If you compare pictures of men assuming the presidency before they take office with those taken after they leave, it is obvious by the aging occurring during their time served the office extracts it’s pound of flesh for the privilege of holding it. Personally you have to admire anyone stepping up to the plate even if they strike out once they take the bat in their hand. No matter what decisions you make someone out there is going to think you’re an idiot, or worse. A tough hide would be helpful I’m sure to field all the complaints and rising and falling popularity polls associated with holding the office. This, not to mention walking around being a desirable target for someone with terrorist intentions or an unbalanced mind. Somehow I don’t feel all the wonderful food coming out of the White House kitchen would balance all the stuff sitting on the other side of the scale.
Looking at all this I’ve decided not to run. Although a woman and a Canadian at that might really shake up the oval office. Have a great day.
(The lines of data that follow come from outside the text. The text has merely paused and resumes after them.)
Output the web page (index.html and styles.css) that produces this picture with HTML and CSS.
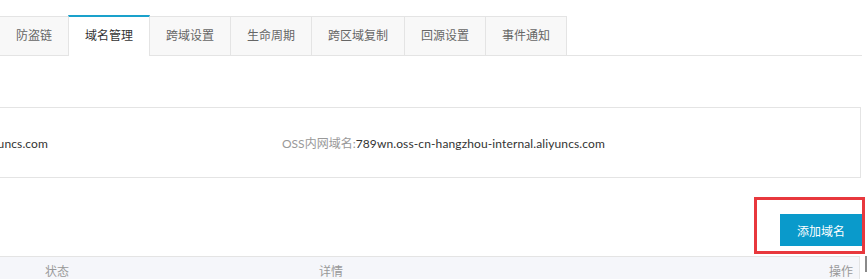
FILE: index.html
```html
<!DOCTYPE html>
<html lang="zh-CN">
<head>
<meta charset="utf-8">
<title>域名管理</title>
<link rel="stylesheet" href="styles.css">
</head>
<body>
<div class="page">
  <ul class="tabs">
    <li class="tab">防盗链</li>
    <li class="tab active">域名管理</li>
    <li class="tab">跨域设置</li>
    <li class="tab">生命周期</li>
    <li class="tab">跨区域复制</li>
    <li class="tab">回源设置</li>
    <li class="tab">事件通知</li>
  </ul>

  <div class="info">
    <div class="field field-first"><span class="label">OSS外网域名:</span><span class="value">789wn.oss-cn-hangzhou.aliyuncs.com</span></div>
    <div class="field"><span class="label">OSS内网域名:</span><span class="value">789wn.oss-cn-hangzhou-internal.aliyuncs.com</span></div>
  </div>

  <div class="toolbar">
    <button class="btn">添加域名<span class="highlight"></span></button>
  </div>

  <div class="table-head">
    <span class="th">状态</span>
    <span class="th">详情</span>
    <span class="th th-right">操作</span>
  </div>
</div>
</body>
</html>
```

FILE: styles.css
```css
html, body {
  margin: 0;
  padding: 0;
  background: #fff;
  overflow: hidden;
}
body {
  font-family: Lato, "Noto Sans CJK SC", sans-serif;
  font-size: 12px;
  color: #333;
}
.page {
  padding: 16px 6px 0 0;
  position: relative;
}
.tabs {
  list-style: none;
  margin: 0 0 0 -1px;
  padding: 0 0 0 1px;
  display: flex;
  border-bottom: 1px solid #e4e4e4;
}
.tab {
  height: 38px;
  line-height: 38px;
  padding: 0 16px;
  margin-left: -1px;
  border: 1px solid #e4e4e4;
  border-bottom: none;
  background: #f8f8f8;
  color: #666;
  white-space: nowrap;
}
.tab.active {
  position: relative;
  z-index: 1;
  background: #fff;
  color: #333;
  border-top: 2px solid #1aa1cb;
  margin-top: -1px;
  margin-bottom: -1px;
  height: 39px;
}
.info {
  margin: 51px 1px 0 -300px;
  height: 69px;
  border: 1px solid #e4e4e4;
  display: grid;
  grid-template-columns: 327px 1fr;
  column-gap: 234px;
  align-items: center;
  padding: 0 20px;
}
.field {
  white-space: nowrap;
}
.field-first {
  text-align: right;
}
.label {
  color: #999;
}
.value {
  color: #333;
  letter-spacing: 0.12px;
}
.toolbar {
  margin-top: 36px;
  display: flex;
  justify-content: flex-end;
}
.btn {
  position: relative;
  width: 82px;
  height: 32px;
  border: none;
  background: #0a9acb;
  color: #fff;
  font-family: inherit;
  font-size: 12px;
  padding: 0;
  margin: 0;
}
.highlight {
  position: absolute;
  left: -26px;
  top: -17px;
  right: -3px;
  bottom: -8px;
  border: 3px solid #e8383d;
  pointer-events: none;
}
.table-head {
  position: relative;
  margin: 10px 2px 0 -10px;
  height: 40px;
  border-top: 1px solid #e4e4e4;
  border-right: 1px solid #e4e4e4;
  background: #f5f6fa;
  display: grid;
  grid-template-columns: 274px 1fr auto;
  padding: 7px 6px 0 55px;
  box-sizing: border-box;
  color: #999;
  line-height: 16px;
}
.table-head::after {
  content: "";
  position: absolute;
  right: -8px;
  top: -1px;
  width: 2px;
  height: 16px;
  background: #8a8a8a;
}
```
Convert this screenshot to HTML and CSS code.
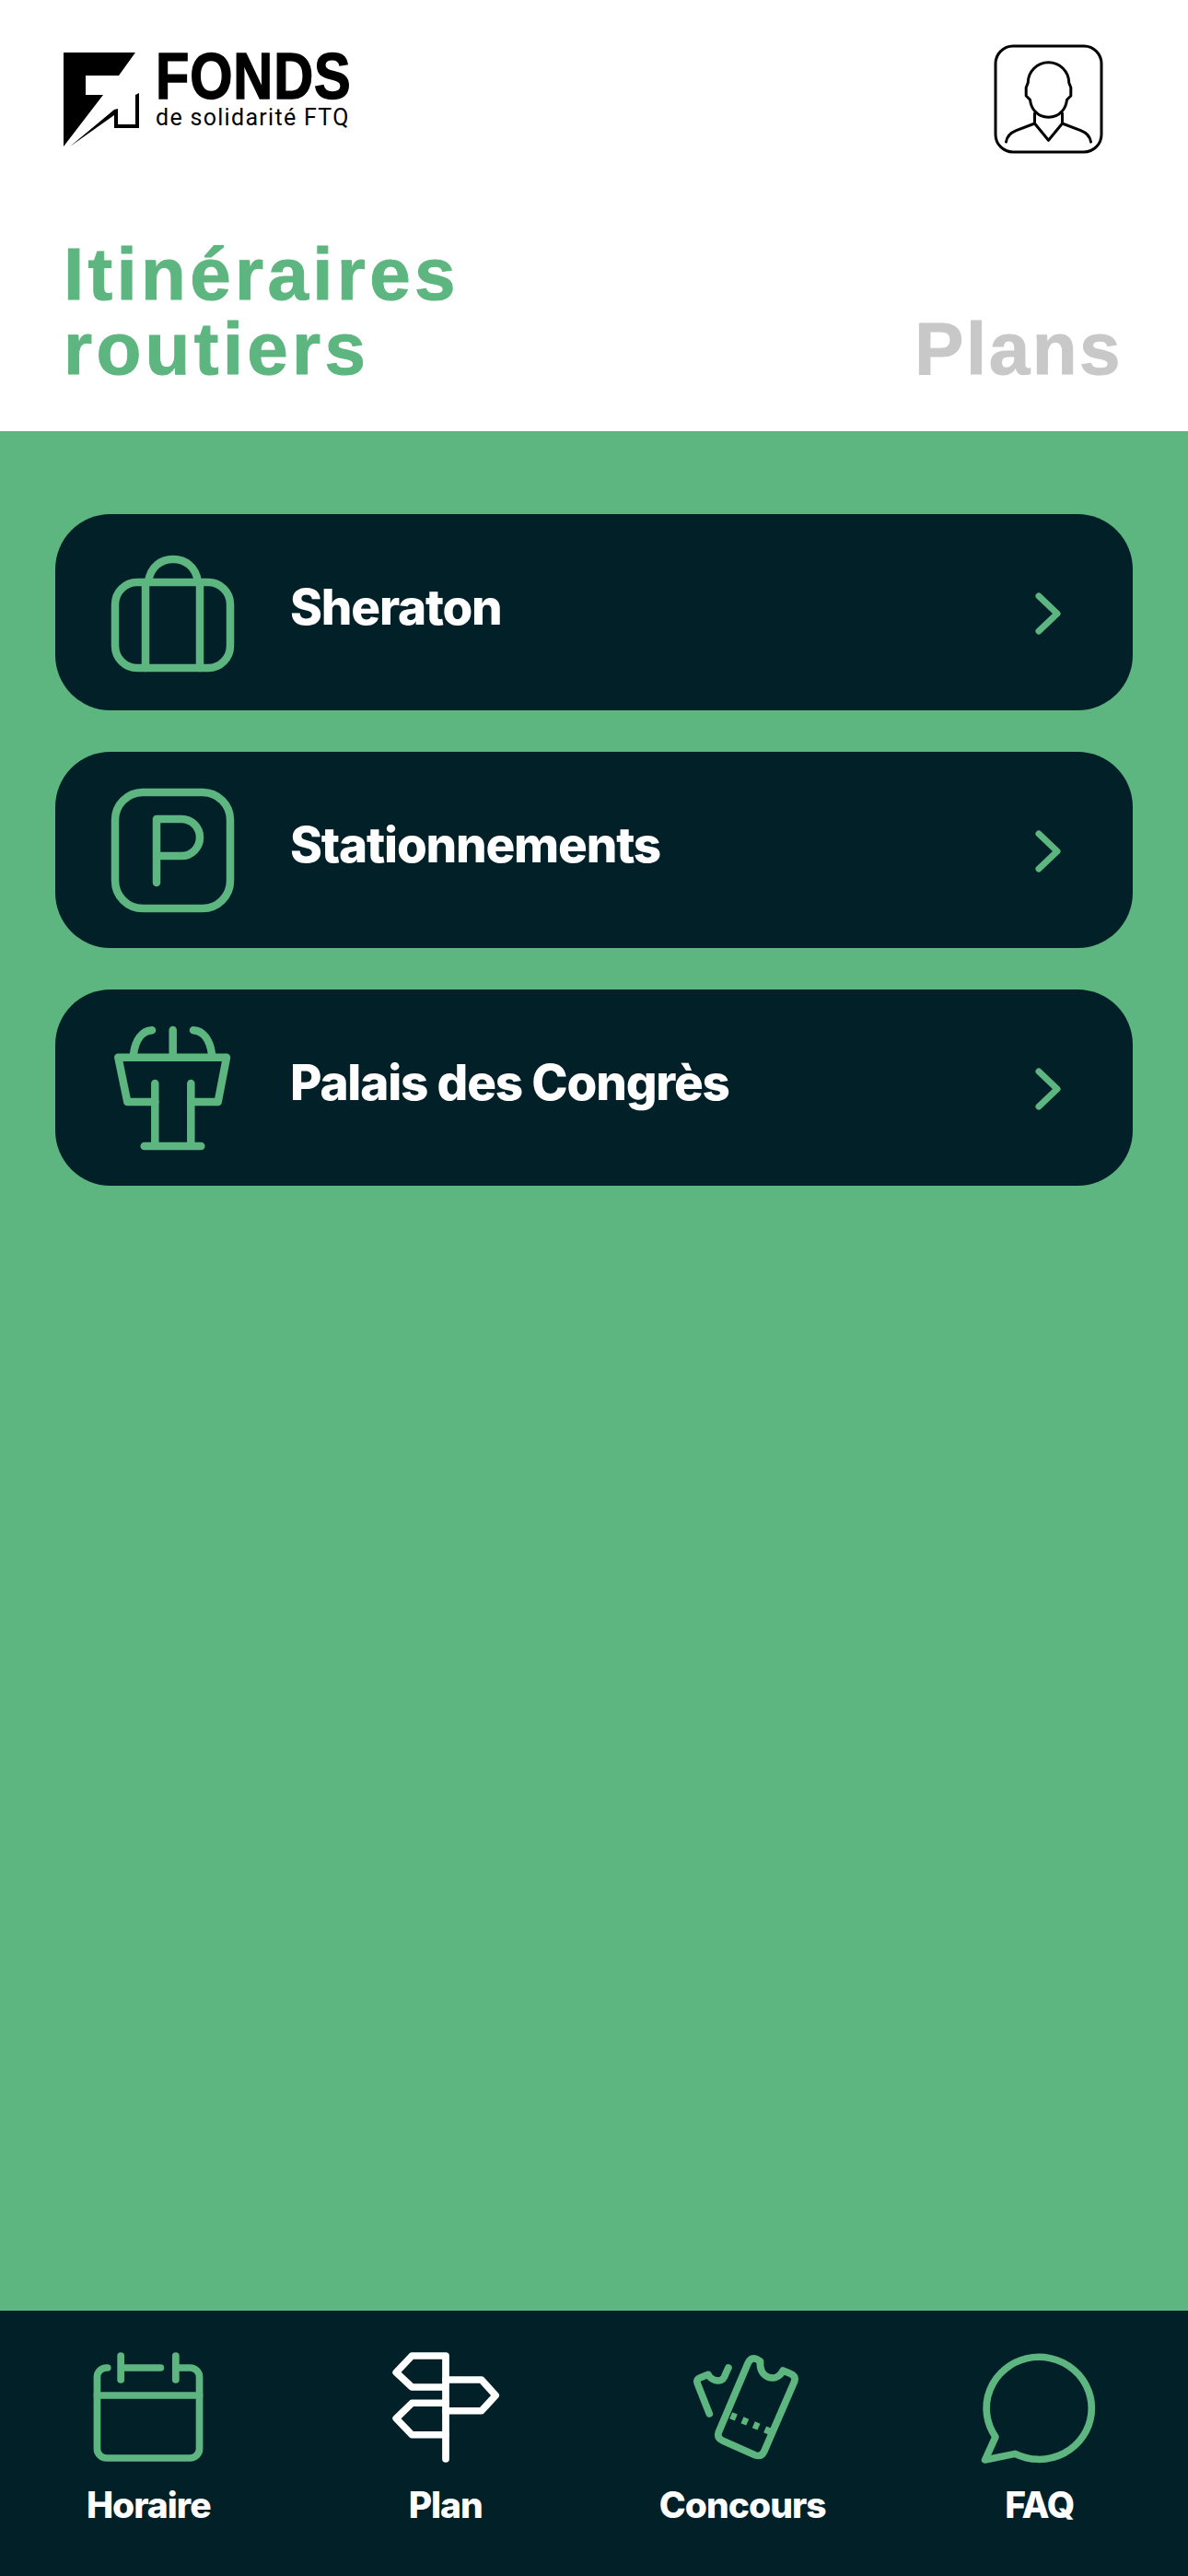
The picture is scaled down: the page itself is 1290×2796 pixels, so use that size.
FILE: index.html
```html
<!DOCTYPE html>
<html lang="fr">

<head>
    <meta charset="UTF-8" />
    <meta name="viewport" content="width=device-width, initial-scale=1.0" />
    <title>Itinéraires routiers</title>
    <link rel="stylesheet" href="styles.css">
</head>

<body>
    <header class="top">
        <div class="top-row">
            <div class="logo">
                <svg class="logo-mark" viewBox="0 0 84 104">
                    <polygon points="0,0 78,0 60,25 24,25 24,46 43,46 0,102" />
                    <polygon points="7,102 55,62 59,61 59,78 78,78 78,46 82,44 82,82 55,82 55,68" />
                </svg>
                <div class="logo-text">
                    <div class="logo-name">FONDS</div>
                    <div class="logo-sub">de solidarité FTQ</div>
                </div>
            </div>
            <button class="profile">
                <svg viewBox="0 0 120 121">
                    <rect x="2.5" y="3" width="115" height="115" rx="19" />
                    <path d="M37.7 43C38 30 48 20.7 60 20.7S82 30 82.3 43L84.3 48V57L80 61.3C79 70 73 80.3 60 80.3S41 70 40 61.3L35.7 57V48Z" />
                    <path d="M45 76V87L60 105.3 75 87V76" />
                    <path d="M45 87L25 94.7C19 97 15 101 14 107" />
                    <path d="M75 87L95 94.7C101 97 105 101 106 107" />
                </svg>
            </button>
        </div>
        <div class="tabs">
            <h1 class="tab tab-active">Itinéraires<br>routiers</h1>
            <div class="tab">Plans</div>
        </div>
    </header>

    <main class="list">
        <a class="card">
            <svg class="card-icon" viewBox="0 0 140 140">
                <rect x="8" y="37" width="125" height="93" rx="24" />
                <path d="M41 37V130M100 37V130" />
                <path d="M44 37C46 20 58 12 71 12S96 20 98 37" />
            </svg>
            <span class="card-title">Sheraton</span>
            <svg class="chevron" viewBox="0 0 30 48"><path d="M5 5L25 24 5 43" /></svg>
        </a>
        <a class="card">
            <svg class="card-icon" viewBox="0 0 140 140">
                <rect x="8" y="7" width="125" height="126" rx="30" />
                <path d="M53 105V36H80a20 20 0 0 1 0 40H53" />
            </svg>
            <span class="card-title">Stationnements</span>
            <svg class="chevron" viewBox="0 0 30 48"><path d="M5 5L25 24 5 43" /></svg>
        </a>
        <a class="card">
            <svg class="card-icon" viewBox="0 0 140 140">
                <path d="M11.3 36.7H129L119.7 85H90.3M51.3 85H21.3L11.3 36.7" />
                <path d="M51.3 65V133M90.3 65V133M39.7 133H101.3" />
                <path d="M70.7 7V36.7M28 33C30 18 37 8 48 7.3M113 33C111 18 104 8 93 7.3" />
            </svg>
            <span class="card-title">Palais des Congrès</span>
            <svg class="chevron" viewBox="0 0 30 48"><path d="M5 5L25 24 5 43" /></svg>
        </a>
    </main>

    <nav class="nav">
        <a class="nav-item">
            <svg viewBox="-3 0 140 130" preserveAspectRatio="none">
                <path d="M24 22H23a10 10 0 0 0-10 10v78a10 10 0 0 0 10 10h88a10 10 0 0 0 10-10V32a10 10 0 0 0-10-10H99" />
                <path d="M38 22H80M13 52H121M38 9V35M96 9V35" />
            </svg>
            <span>Horaire</span>
        </a>
        <a class="nav-item nav-active">
            <svg viewBox="-15 0 140 130" preserveAspectRatio="none">
                <path d="M55 121V9H19.3L2.7 27 19.3 43H55" />
                <path d="M55 35H92.7L107.7 52 92.7 68.7H55" />
                <path d="M55 60.3H19.3L2.7 77 19.3 94.7H55" />
            </svg>
            <span>Plan</span>
        </a>
        <a class="nav-item">
            <svg viewBox="-4 0 140 130" preserveAspectRatio="none">
                <path d="M85 15C84 24 88 30 93 32 100 35 106 31 109 25L117 28.5Q123 31 121 37L89 113Q86 119 80 117L45 101Q39 98 41 92L72 17Q75 10 81 12.5Z" />
                <path class="dashes" d="M54 73.7L95.7 91.3" />
                <path d="M31.3 72L19 40Q17 35 21 33L30 29.3C33 36 44 39 47 32Q49 27 51.3 22" />
            </svg>
            <span>Concours</span>
        </a>
        <a class="nav-item">
            <svg viewBox="-13 0 140 130" preserveAspectRatio="none">
                <path d="M10.3 97L-.7 122 31 115.3A55.5 55.5 0 1 0 10.3 97Z" />
            </svg>
            <span>FAQ</span>
        </a>
    </nav>
</body>

</html>
```

FILE: styles.css
```css
body {
    margin: 0;
    height: 2796px;
    display: flex;
    flex-direction: column;
    background-color: #5db67f;
    font-family: Inter, "Liberation Sans", sans-serif;
}

svg {
    display: block;
    fill: none;
    stroke-linecap: round;
    stroke-linejoin: round;
}

.top {
    height: 468px;
    box-sizing: border-box;
    padding: 47px 71px 0 69px;
    background-color: white;
}

.top-row {
    display: flex;
    justify-content: space-between;
    padding-right: 20px;
}

.logo {
    display: flex;
    gap: 16px;
    margin-top: 10px;
}

.logo-mark {
    width: 84px;
    height: 104px;
    fill: black;
}

.logo-text {
    width: 207px;
    color: black;
}

.logo-name {
    font-family: "Liberation Sans", sans-serif;
    font-size: 70px;
    font-weight: bold;
    line-height: 52px;
    letter-spacing: 1px;
    transform: scaleX(0.85);
    transform-origin: left;
    -webkit-text-stroke: 1.5px black;
}

.logo-sub {
    margin-top: 4px;
    font-family: Roboto, sans-serif;
    font-size: 25px;
    line-height: 30px;
    letter-spacing: 1.3px;
    white-space: nowrap;
}

.profile {
    width: 121px;
    height: 121px;
    padding: 0;
    border: 0;
    background: none;
}

.profile svg {
    width: 121px;
    height: 121px;
    stroke: black;
    stroke-width: 3;
}

.tabs {
    display: flex;
    justify-content: space-between;
    align-items: flex-end;
    margin-top: 89px;
}

.tab {
    margin: 0;
    font-family: "Liberation Sans", sans-serif;
    font-size: 80px;
    font-weight: bold;
    line-height: 81px;
    letter-spacing: 2.5px;
    color: #c8c8c8;
    -webkit-text-stroke: 1px #c8c8c8;
}

.tab-active {
    letter-spacing: 4.3px;
    color: #5db67f;
    -webkit-text-stroke: 1px #5db67f;
}

.list {
    flex: 1;
    display: flex;
    flex-direction: column;
    gap: 45px;
    padding: 90px 60px 0;
}

.card {
    height: 213px;
    display: flex;
    align-items: center;
    padding: 0 77px 0 57px;
    border-radius: 60px;
    background-color: #022028;
}

.card-icon {
    width: 140px;
    height: 140px;
    stroke: #5db67f;
    stroke-width: 8.5;
}

.card-title {
    flex: 1;
    margin-left: 58px;
    margin-bottom: 12px;
    font-size: 53px;
    font-weight: 800;
    letter-spacing: -1.2px;
    color: white;
}

.chevron {
    width: 30px;
    height: 48px;
    stroke: #5db67f;
    stroke-width: 7;
    margin-top: 3px;
}

.nav {
    height: 288px;
    box-sizing: border-box;
    display: grid;
    grid-template-columns: repeat(4, 322.5px);
    padding-top: 40px;
    background-color: #022028;
}

.nav-item {
    display: flex;
    flex-direction: column;
    align-items: center;
    gap: 18px;
    font-size: 39px;
    font-weight: 800;
    line-height: 46px;
    letter-spacing: -1px;
    color: white;
}

.nav-item svg {
    width: 144px;
    height: 130px;
    stroke: #5db67f;
    stroke-width: 7.5;
}

.nav-item.nav-active svg {
    stroke: white;
}

.nav-item .dashes {
    stroke-linecap: butt;
    stroke-dasharray: 6 7;
}
```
A friend shared this recipe with me. I wasn’t sure how I would like it, but as hot as it is outside it was surprisingly refreshing.
Tomato Orange Soup
2 lbs. Roma tomatoes, halved
2 Tbsp. olive oil
1 cup chopped onion
2 cloves garlic, minced
3 cups rich chicken broth
1 cup orange juice
2 Tbsp tomato paste
1/2 tsp. dried basil
4 tsp. orange zest
1 Tbsp. butter
2 Tbsp. cilantro, chopped fine
1 Tbsp. honey
1/2 tsp. salt
1/4 tsp. black pepper
Preheat oven to 450 degrees. Line cookie sheet with foil and spray with cooking spray. Place tomatoes cut side down on foil. Bake for 25 mins. until skins are charred. Peel off skin and discard.
Heat oil in stockpot over medium heat. Add onion and cook until translucent. Add garlic and cook 1 min.
Add broth, orange juice, tomato paste and thyme. Bring to boil. Reduce heat and continue cooking uncovered 40 mins. Add remaining ingredients except sour cream. Allow to cool slightly. Use emulsion blender or blender to puree. Return to pot and keep warm. Swirl sour cream on top when serving.